▶ _What is needed_:
Check each line of the data for "React" and select those that have it.
+++
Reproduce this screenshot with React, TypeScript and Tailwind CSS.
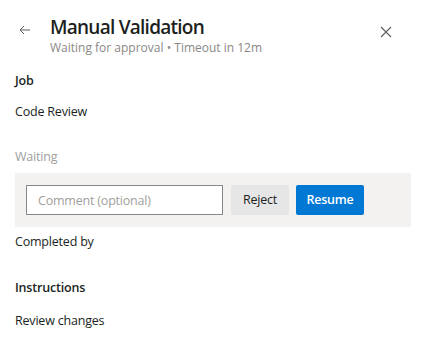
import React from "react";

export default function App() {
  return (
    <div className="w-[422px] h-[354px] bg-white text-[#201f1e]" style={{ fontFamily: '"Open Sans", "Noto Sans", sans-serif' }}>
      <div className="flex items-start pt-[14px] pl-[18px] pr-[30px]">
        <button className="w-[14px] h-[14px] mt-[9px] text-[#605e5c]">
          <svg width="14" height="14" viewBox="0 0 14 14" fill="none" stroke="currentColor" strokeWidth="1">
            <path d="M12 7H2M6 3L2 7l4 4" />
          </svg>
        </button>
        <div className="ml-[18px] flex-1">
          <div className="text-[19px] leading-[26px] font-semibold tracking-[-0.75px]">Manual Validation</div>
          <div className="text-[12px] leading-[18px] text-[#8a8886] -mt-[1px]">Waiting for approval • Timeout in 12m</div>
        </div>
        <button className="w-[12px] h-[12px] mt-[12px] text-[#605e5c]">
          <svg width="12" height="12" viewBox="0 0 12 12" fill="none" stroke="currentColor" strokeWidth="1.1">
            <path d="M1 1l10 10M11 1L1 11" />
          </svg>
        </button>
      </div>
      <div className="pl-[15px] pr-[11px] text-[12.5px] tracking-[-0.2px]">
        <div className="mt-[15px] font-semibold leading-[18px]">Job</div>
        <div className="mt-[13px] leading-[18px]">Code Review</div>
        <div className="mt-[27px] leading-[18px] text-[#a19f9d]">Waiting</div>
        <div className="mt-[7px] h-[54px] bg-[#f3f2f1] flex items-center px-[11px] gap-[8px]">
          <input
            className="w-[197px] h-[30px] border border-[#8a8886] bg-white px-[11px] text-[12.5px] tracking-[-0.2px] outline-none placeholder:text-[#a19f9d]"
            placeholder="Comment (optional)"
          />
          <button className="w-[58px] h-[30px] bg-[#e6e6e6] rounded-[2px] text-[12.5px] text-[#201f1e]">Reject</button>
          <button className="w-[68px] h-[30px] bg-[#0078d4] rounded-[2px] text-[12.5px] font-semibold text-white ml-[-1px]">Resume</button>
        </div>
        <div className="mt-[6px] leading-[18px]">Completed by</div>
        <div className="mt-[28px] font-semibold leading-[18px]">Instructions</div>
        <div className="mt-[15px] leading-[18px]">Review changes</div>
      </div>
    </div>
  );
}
+++
▶ _The result_:
Reproduce this screenshot with React, TypeScript and Tailwind CSS.
import React from "react";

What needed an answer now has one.